Johannes Torka war bereits im September 1946 in ein Pallottiner- Internat
bei Bonn gekommen. Noch vor Ausbruch des 2. Weltkrieges hatte er sich für
einen geistlichen Beruf entschieden. "Damals bekam ich ein Paket von meinem
Patenonkel. Der war Missionar in Australien", erzählt der 73-Jährige
schmunzelnd.
Drin waren Muscheln, die Säge von einem Sägefisch und ein Bumerang dass
hinterließ bleibenden Eindruck. 1959 machte er Abitur, anschließend
studierte er in Frankfurt Theologie. Nach Zwischenstationen in
Mönchengladbach, Vorst und Hinsbeck landete er in Lobberich, wo er 30 Jahre
für das Wohl seiner Schäfchen Sorge trug.

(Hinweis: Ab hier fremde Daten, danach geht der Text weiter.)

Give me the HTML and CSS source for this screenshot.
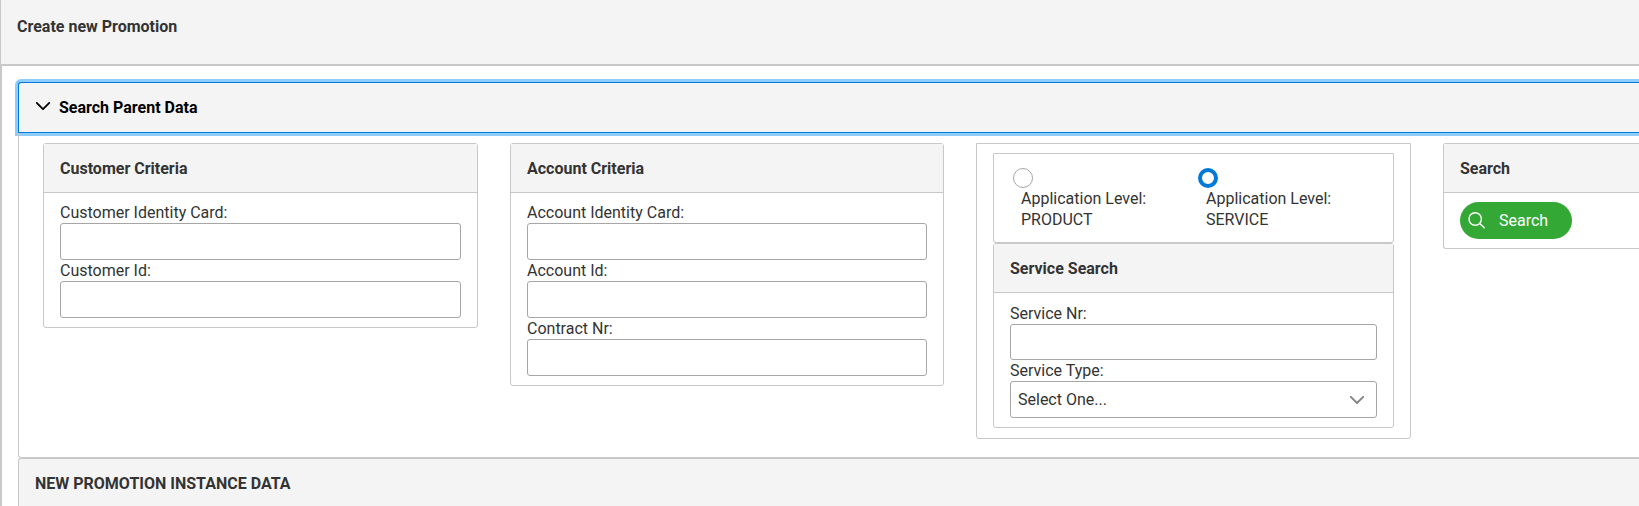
FILE: index.html
```html
<!DOCTYPE html>
<html lang="en">
<head>
<meta charset="utf-8">
<title>Create new Promotion</title>
<link rel="stylesheet" href="styles.css">
</head>
<body>
<header class="page-header">Create new Promotion</header>
<main class="page-body">
  <div class="tab-header tab-active">
    <svg class="tab-icon" width="14" height="9" viewBox="0 0 14 9"><path d="M.7.9 7 7.2 13.3.9" fill="none" stroke="#000" stroke-width="1.8" stroke-linecap="round" stroke-linejoin="round"/></svg>
    <span>Search Parent Data</span>
  </div>
  <section class="tab-content">
    <div class="panel">
      <h2 class="panel-title">Customer Criteria</h2>
      <div class="panel-body">
        <label class="field">Customer Identity Card:<input class="input" type="text"></label>
        <label class="field">Customer Id:<input class="input" type="text"></label>
      </div>
    </div>
    <div class="panel">
      <h2 class="panel-title">Account Criteria</h2>
      <div class="panel-body">
        <label class="field">Account Identity Card:<input class="input" type="text"></label>
        <label class="field">Account Id:<input class="input" type="text"></label>
        <label class="field">Contract Nr:<input class="input" type="text"></label>
      </div>
    </div>
    <div class="panel panel-plain panel-group">
      <div class="panel panel-plain levels">
        <div class="level"><span class="radio"></span><span class="level-label">Application Level: PRODUCT</span></div>
        <div class="level"><span class="radio radio-on"></span><span class="level-label">Application Level: SERVICE</span></div>
      </div>
      <div class="panel">
        <h2 class="panel-title">Service Search</h2>
        <div class="panel-body panel-body-service">
          <label class="field">Service Nr:<input class="input input-short" type="text"></label>
          <div class="field">Service Type:
            <div class="input select"><span>Select One...</span>
              <svg width="14" height="8" viewBox="0 0 14 8"><path d="M.8.8 7 7 13.2.8" fill="none" stroke="#848484" stroke-width="1.9" stroke-linecap="round" stroke-linejoin="round"/></svg>
            </div>
          </div>
        </div>
      </div>
    </div>
    <div class="panel panel-last">
      <h2 class="panel-title">Search</h2>
      <div class="panel-body">
        <button class="button"><svg width="17" height="17" viewBox="0 0 17 17"><g fill="none" stroke="#fff" stroke-width="1.4" stroke-linecap="round"><circle cx="7.2" cy="7" r="6.2"/><path d="m11.7 11.5 4.5 4.3"/></g></svg><span>Search</span></button>
      </div>
    </div>
  </section>
  <div class="tab-header">NEW PROMOTION INSTANCE DATA</div>
</main>
</body>
</html>
```
FILE: styles.css
```css
* {
  box-sizing: border-box;
}

body {
  margin: 0;
  height: 506px;
  overflow: hidden;
  display: flex;
  flex-direction: column;
  background: #fff;
  color: #333;
  font: 16px/21px Roboto, sans-serif;
}

.page-header {
  flex: none;
  height: 66px;
  padding: 16px;
  background: #f4f4f4;
  border-left: 1px solid #c8c8c8;
  border-bottom: 2px solid #c8c8c8;
  font-weight: 700;
}

.page-body {
  flex: 1;
  min-height: 0;
  padding: 16px 0 0 16px;
  border-left: 2px solid #c8c8c8;
}

.tab-header {
  height: 51px;
  display: flex;
  align-items: center;
  padding: 0 16px;
  border: 1px solid #c8c8c8;
  border-right: 0;
  border-radius: 3px 0 0 0;
  background: #f4f4f4;
  font-weight: 700;
}

.tab-active {
  border-color: #007ad9;
  box-shadow: 0 0 0 3px #8dcdff;
  color: #000;
}

.tab-icon {
  margin: -2px 9px 0 1px;
}

.tab-content {
  height: 325px;
  display: grid;
  grid-template-columns: 435px 434px 435px 1fr;
  column-gap: 32px;
  align-items: start;
  padding: 10px 0 0 24px;
  border: 1px solid #c8c8c8;
  border-top: 0;
  border-right: 0;
  border-radius: 0 0 0 3px;
}

.panel {
  border: 1px solid #c8c8c8;
  border-radius: 3px;
}

.panel-plain {
  border-radius: 0 0 3px 3px;
}

.panel-last {
  border-right: 0;
  border-radius: 3px 0 0 3px;
}

.panel-title {
  height: 49px;
  margin: 0;
  padding: 14px 16px;
  background: #f4f4f4;
  border-bottom: 1px solid #c8c8c8;
  font-size: 16px;
  font-weight: 700;
}

.panel-body {
  padding: 9px 16px;
}

.panel-body-service {
  padding-top: 10px;
}

.panel-group {
  padding: 9px 16px 10px;
}

.field {
  display: block;
}

.input {
  display: block;
  width: 100%;
  height: 37px;
  padding: 0 7px;
  background: #fff;
  border: 1px solid #a6a6a6;
  border-radius: 3px;
}

.input-short {
  height: 36px;
}

.select {
  display: flex;
  align-items: center;
  justify-content: space-between;
  padding-right: 12px;
}

.levels {
  height: 90px;
  display: flex;
  padding: 14px 0 14px 19px;
}

.level {
  flex: none;
  width: 185px;
}

.radio {
  display: block;
  width: 20px;
  height: 20px;
  border: 1px solid #a6a6a6;
  border-radius: 50%;
}

.radio-on {
  border: 4px solid #007ad9;
}

.level-label {
  display: block;
  width: 150px;
  padding-left: 8px;
}

.button {
  display: flex;
  align-items: center;
  width: 112px;
  height: 37px;
  margin: 0;
  padding: 0 8px;
  gap: 14px;
  background: #34a835;
  border: 0;
  border-radius: 19px;
  color: #fff;
  font: inherit;
}
```
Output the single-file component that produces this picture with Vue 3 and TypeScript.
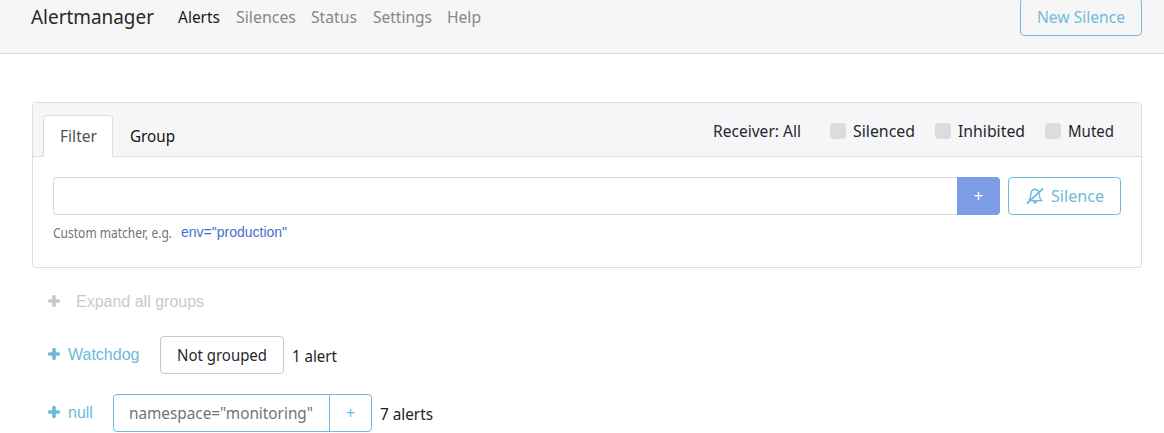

Doch das "weltweite Herz" blieb erhalten: Er ist Mitbegründet der Vorster
action medeor, Initiator zweier Stiftungen, lernte während einer
Indien-Reise Mutter Theresa kennen. Und er bemüht sich seit vielen Jahren um
eine Annäherung: "Schlesien ist meine Heimat geblieben. Für die Polen ist
Schlesien Heimat geworden."
Ein Gefühl wie "Rache" kenne er nicht. "Böse Menschen" gebe es schließlich
überall. Als Christ müsse und wolle er Brücken bauen und Wege der Versöhnung
finden. Denn, so Torka überzeugt: "In Europa darf es keine Grenzen geben."